### TASK OBJECTIVE
Copy out the listing that follows exactly, dropping every picture.

### DATA BLOCK
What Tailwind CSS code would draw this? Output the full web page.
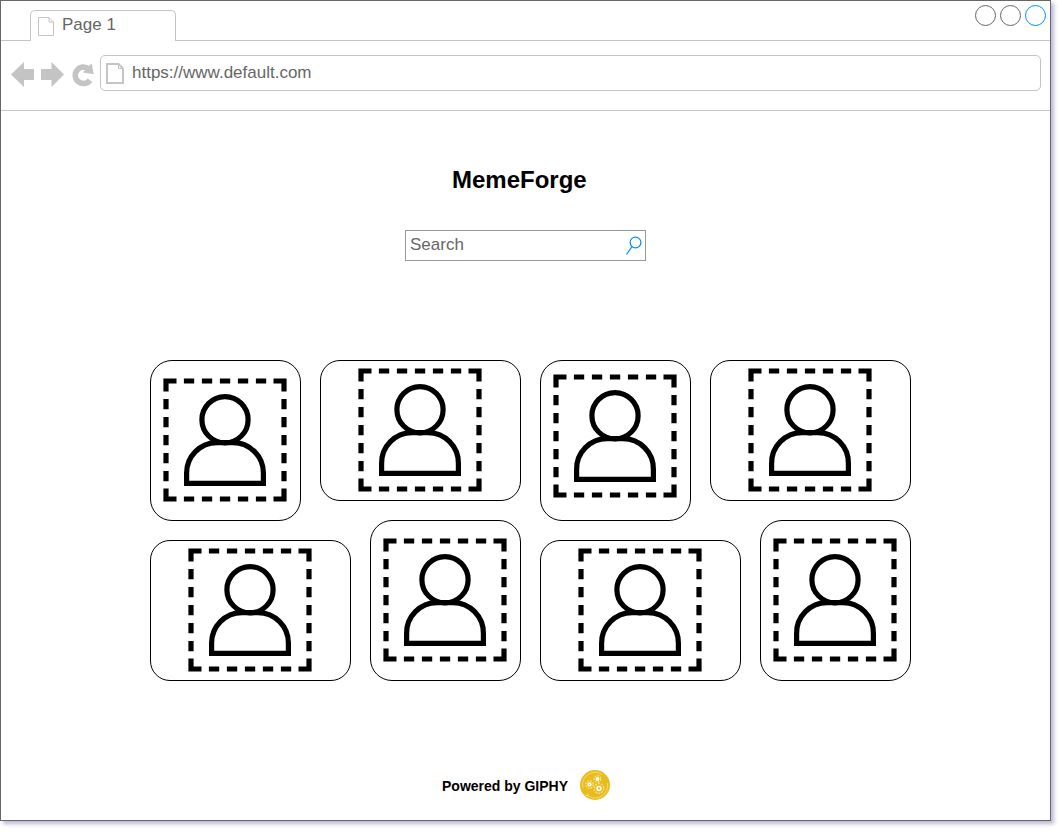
<!DOCTYPE html>
<html lang="en">
<head>
<meta charset="utf-8">
<title>MemeForge</title>
<script src="https://cdn.jsdelivr.net/npm/@tailwindcss/browser@4"></script>
</head>
<body class="bg-white h-[832px] overflow-hidden font-['Liberation_Sans',Arial,sans-serif]">
<svg class="hidden">
  <symbol id="person" viewBox="-62 -62 124 124">
    <g fill="none" stroke="#000" stroke-width="5.2">
      <path d="M-48.5-59H-59V-48.5M48.5-59H59V-48.5M-48.5 59H-59V48.5M48.5 59H59V48.5"/>
      <path stroke-dasharray="10.3 7.7" d="M-41.1-59H41.2M-41.1 59H41.2M-59-41.1V41.2M59-41.1V41.2"/>
      <circle cx="0" cy="-20.3" r="23.100"/>
      <path d="M-38.4 43.4V33.500A30.500 30.500 0 0 1-7.900 2.6H7.900A30.500 30.500 0 0 1 38.4 33.500V43.4Z"/>
    </g>
  </symbol>
</svg>
<div class="w-[1051px] h-[821px] border border-[#666] bg-white shadow-[3px_3px_4px_rgba(90,90,150,0.42)] flex flex-col">
  <header class="h-10 flex shrink-0">
    <div class="w-[29px] border-b border-[#c4c4c4]"></div>
    <div class="w-[146px] mt-[9px] border border-b-0 border-[#c4c4c4] rounded-t-[5px] flex pl-[7px] text-[17px] leading-[19px] text-[#666]">
      <svg class="w-4 h-[19px] mt-[6px] shrink-0" viewBox="0 0 16 19" fill="none" stroke="#c4c4c4"><path d="M.5.5H11L15.5 5V18.5H.5ZM11 .5V5H15.5"/></svg>
      <span class="pl-2 pt-1">Page 1</span>
    </div>
    <div class="flex-1 border-b border-[#c4c4c4] flex justify-end gap-1 pt-1 pr-[4px]">
      <div class="size-[21px] rounded-full border border-[#666]"></div>
      <div class="size-[21px] rounded-full border border-[#666]"></div>
      <div class="size-[21px] rounded-full border border-[#008cff]"></div>
    </div>
  </header>
  <nav class="h-[70px] shrink-0 border-b border-[#c4c4c4] flex pt-[14px] pl-[10px] pr-[9px]">
    <svg class="w-[89px] h-9 shrink-0" viewBox="11 55 89 36">
      <path fill="#c4c4c4" d="M11 74.500L24 62V69H34V80H24V87ZM64 74.500L51.500 62V69H41V80H51.500V87Z"/>
      <path fill="none" stroke="#c4c4c4" stroke-width="5.600" d="M90 80.200A8.200 8.200 0 1 1 88.700 69"/>
      <path fill="#c4c4c4" d="M91.700 63.500L93.800 74.200L83 72.400L86.500 68Z"/>
    </svg>
    <div class="flex-1 h-9 border border-[#c4c4c4] rounded-[5px] flex pl-[5px] text-[17px] leading-[19px] text-[#666]">
      <svg class="w-[18px] h-[21px] mt-[7px] shrink-0" viewBox="0 0 18 21" fill="none" stroke="#c4c4c4"><path stroke-width="2" d="M1 1H12.500L17 5.500V20H1Z"/><path d="M12.500 1V5.500H17"/></svg>
      <span class="pl-2 pt-[7px]">https://www.default.com</span>
    </div>
  </nav>
  <main class="flex flex-col pl-[149px]">
    <h1 class="mt-[55px] ml-[302px] text-2xl leading-[28px] font-bold">MemeForge</h1>
    <div class="mt-9 ml-[255px] w-[241px] h-[31px] border border-[#999] flex justify-between pl-1 pr-[3px] text-[17px] leading-[19px] text-[#666]">
      <span class="pt-1">Search</span>
      <svg class="w-[17px] h-[19px] mt-[5px]" viewBox="625 236 17 19" fill="none" stroke="#008cff" stroke-width="1.200"><circle cx="635.500" cy="242.500" r="5.400"/><path d="M632 246.700L626.500 254.500"/></svg>
    </div>
    <section class="mt-[99px] flex items-start gap-[19px] h-[160px]">
      <div class="w-[151px] h-[161px] border border-black rounded-[22px] flex justify-center items-start pt-[17px] pr-px"><svg class="size-[124px]"><use href="#person"/></svg></div>
      <div class="w-[201px] h-[141px] border border-black rounded-[20px] flex justify-center items-start pt-[7px] pr-px"><svg class="size-[124px]"><use href="#person"/></svg></div>
      <div class="w-[151px] h-[161px] border border-black rounded-[22px] flex justify-center items-start pt-[13px] pr-px"><svg class="size-[124px]"><use href="#person"/></svg></div>
      <div class="w-[201px] h-[141px] border border-black rounded-[20px] flex justify-center items-start pt-[7px] pr-px"><svg class="size-[124px]"><use href="#person"/></svg></div>
    </section>
    <section class="flex items-end gap-[19px] h-[161px]">
      <div class="w-[201px] h-[141px] border border-black rounded-[20px] flex justify-center items-start pt-[7px] pr-px"><svg class="size-[124px]"><use href="#person"/></svg></div>
      <div class="w-[151px] h-[161px] border border-black rounded-[22px] flex justify-center items-start pt-[17px] pr-px"><svg class="size-[124px]"><use href="#person"/></svg></div>
      <div class="w-[201px] h-[141px] border border-black rounded-[20px] flex justify-center items-start pt-[7px] pr-px"><svg class="size-[124px]"><use href="#person"/></svg></div>
      <div class="w-[151px] h-[161px] border border-black rounded-[22px] flex justify-center items-start pt-[17px] pr-px"><svg class="size-[124px]"><use href="#person"/></svg></div>
    </section>
    <footer class="mt-[89px] ml-[292px] flex items-center gap-3 text-sm leading-4 font-bold">
      <span class="pt-[2px]">Powered by GIPHY</span>
      <svg class="size-[30px]" viewBox="0 0 30 30" fill="none" stroke="#f8e59a">
        <circle cx="15" cy="15" r="15" fill="#e8bc1c" stroke="none"/>
        <path stroke-width=".7" d="M3 18A12.500 12.500 0 0 1 22 4.500M27.500 13A12.700 12.700 0 0 1 7 25.200M5 24.500L7.500 26L8 23.500"/>
        <g stroke-width="1.200" stroke-dasharray="1.800 1.200"><circle cx="9.500" cy="14.500" r="3.800"/><circle cx="17.500" cy="9" r="3.300"/><circle cx="19" cy="18.500" r="4.800"/></g>
        <g stroke="#fff" stroke-width="1.500"><circle cx="9.500" cy="14.500" r="1.400"/><circle cx="17.500" cy="9" r="1.200"/><circle cx="19" cy="18.500" r="1.900"/></g>
      </svg>
    </footer>
  </main>
</div>
</body>
</html>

### ANSWER FOR THE TASK
What Tailwind CSS code would draw this? Output the full web page.
<!DOCTYPE html>
<html lang="en">
<head>
<meta charset="utf-8">
<title>MemeForge</title>
<script src="https://cdn.jsdelivr.net/npm/@tailwindcss/browser@4"></script>
</head>
<body class="bg-white h-[832px] overflow-hidden font-['Liberation_Sans',Arial,sans-serif]">
<svg class="hidden">
  <symbol id="person" viewBox="-62 -62 124 124">
    <g fill="none" stroke="#000" stroke-width="5.2">
      <path d="M-48.5-59H-59V-48.5M48.5-59H59V-48.5M-48.5 59H-59V48.5M48.5 59H59V48.5"/>
      <path stroke-dasharray="10.3 7.7" d="M-41.1-59H41.2M-41.1 59H41.2M-59-41.1V41.2M59-41.1V41.2"/>
      <circle cx="0" cy="-20.3" r="23.100"/>
      <path d="M-38.4 43.4V33.500A30.500 30.500 0 0 1-7.900 2.6H7.900A30.500 30.500 0 0 1 38.4 33.500V43.4Z"/>
    </g>
  </symbol>
</svg>
<div class="w-[1051px] h-[821px] border border-[#666] bg-white shadow-[3px_3px_4px_rgba(90,90,150,0.42)] flex flex-col">
  <header class="h-10 flex shrink-0">
    <div class="w-[29px] border-b border-[#c4c4c4]"></div>
    <div class="w-[146px] mt-[9px] border border-b-0 border-[#c4c4c4] rounded-t-[5px] flex pl-[7px] text-[17px] leading-[19px] text-[#666]">
      <svg class="w-4 h-[19px] mt-[6px] shrink-0" viewBox="0 0 16 19" fill="none" stroke="#c4c4c4"><path d="M.5.5H11L15.5 5V18.5H.5ZM11 .5V5H15.5"/></svg>
      <span class="pl-2 pt-1">Page 1</span>
    </div>
    <div class="flex-1 border-b border-[#c4c4c4] flex justify-end gap-1 pt-1 pr-[4px]">
      <div class="size-[21px] rounded-full border border-[#666]"></div>
      <div class="size-[21px] rounded-full border border-[#666]"></div>
      <div class="size-[21px] rounded-full border border-[#008cff]"></div>
    </div>
  </header>
  <nav class="h-[70px] shrink-0 border-b border-[#c4c4c4] flex pt-[14px] pl-[10px] pr-[9px]">
    <svg class="w-[89px] h-9 shrink-0" viewBox="11 55 89 36">
      <path fill="#c4c4c4" d="M11 74.500L24 62V69H34V80H24V87ZM64 74.500L51.500 62V69H41V80H51.500V87Z"/>
      <path fill="none" stroke="#c4c4c4" stroke-width="5.600" d="M90 80.200A8.200 8.200 0 1 1 88.700 69"/>
      <path fill="#c4c4c4" d="M91.700 63.500L93.800 74.200L83 72.400L86.500 68Z"/>
    </svg>
    <div class="flex-1 h-9 border border-[#c4c4c4] rounded-[5px] flex pl-[5px] text-[17px] leading-[19px] text-[#666]">
      <svg class="w-[18px] h-[21px] mt-[7px] shrink-0" viewBox="0 0 18 21" fill="none" stroke="#c4c4c4"><path stroke-width="2" d="M1 1H12.500L17 5.500V20H1Z"/><path d="M12.500 1V5.500H17"/></svg>
      <span class="pl-2 pt-[7px]">https://www.default.com</span>
    </div>
  </nav>
  <main class="flex flex-col pl-[149px]">
    <h1 class="mt-[55px] ml-[302px] text-2xl leading-[28px] font-bold">MemeForge</h1>
    <div class="mt-9 ml-[255px] w-[241px] h-[31px] border border-[#999] flex justify-between pl-1 pr-[3px] text-[17px] leading-[19px] text-[#666]">
      <span class="pt-1">Search</span>
      <svg class="w-[17px] h-[19px] mt-[5px]" viewBox="625 236 17 19" fill="none" stroke="#008cff" stroke-width="1.200"><circle cx="635.500" cy="242.500" r="5.400"/><path d="M632 246.700L626.500 254.500"/></svg>
    </div>
    <section class="mt-[99px] flex items-start gap-[19px] h-[160px]">
      <div class="w-[151px] h-[161px] border border-black rounded-[22px] flex justify-center items-start pt-[17px] pr-px"><svg class="size-[124px]"><use href="#person"/></svg></div>
      <div class="w-[201px] h-[141px] border border-black rounded-[20px] flex justify-center items-start pt-[7px] pr-px"><svg class="size-[124px]"><use href="#person"/></svg></div>
      <div class="w-[151px] h-[161px] border border-black rounded-[22px] flex justify-center items-start pt-[13px] pr-px"><svg class="size-[124px]"><use href="#person"/></svg></div>
      <div class="w-[201px] h-[141px] border border-black rounded-[20px] flex justify-center items-start pt-[7px] pr-px"><svg class="size-[124px]"><use href="#person"/></svg></div>
    </section>
    <section class="flex items-end gap-[19px] h-[161px]">
      <div class="w-[201px] h-[141px] border border-black rounded-[20px] flex justify-center items-start pt-[7px] pr-px"><svg class="size-[124px]"><use href="#person"/></svg></div>
      <div class="w-[151px] h-[161px] border border-black rounded-[22px] flex justify-center items-start pt-[17px] pr-px"><svg class="size-[124px]"><use href="#person"/></svg></div>
      <div class="w-[201px] h-[141px] border border-black rounded-[20px] flex justify-center items-start pt-[7px] pr-px"><svg class="size-[124px]"><use href="#person"/></svg></div>
      <div class="w-[151px] h-[161px] border border-black rounded-[22px] flex justify-center items-start pt-[17px] pr-px"><svg class="size-[124px]"><use href="#person"/></svg></div>
    </section>
    <footer class="mt-[89px] ml-[292px] flex items-center gap-3 text-sm leading-4 font-bold">
      <span class="pt-[2px]">Powered by GIPHY</span>
      <svg class="size-[30px]" viewBox="0 0 30 30" fill="none" stroke="#f8e59a">
        <circle cx="15" cy="15" r="15" fill="#e8bc1c" stroke="none"/>
        <path stroke-width=".7" d="M3 18A12.500 12.500 0 0 1 22 4.500M27.500 13A12.700 12.700 0 0 1 7 25.200M5 24.500L7.500 26L8 23.500"/>
        <g stroke-width="1.200" stroke-dasharray="1.800 1.200"><circle cx="9.500" cy="14.500" r="3.800"/><circle cx="17.500" cy="9" r="3.300"/><circle cx="19" cy="18.500" r="4.800"/></g>
        <g stroke="#fff" stroke-width="1.500"><circle cx="9.500" cy="14.500" r="1.400"/><circle cx="17.500" cy="9" r="1.200"/><circle cx="19" cy="18.500" r="1.900"/></g>
      </svg>
    </footer>
  </main>
</div>
</body>
</html>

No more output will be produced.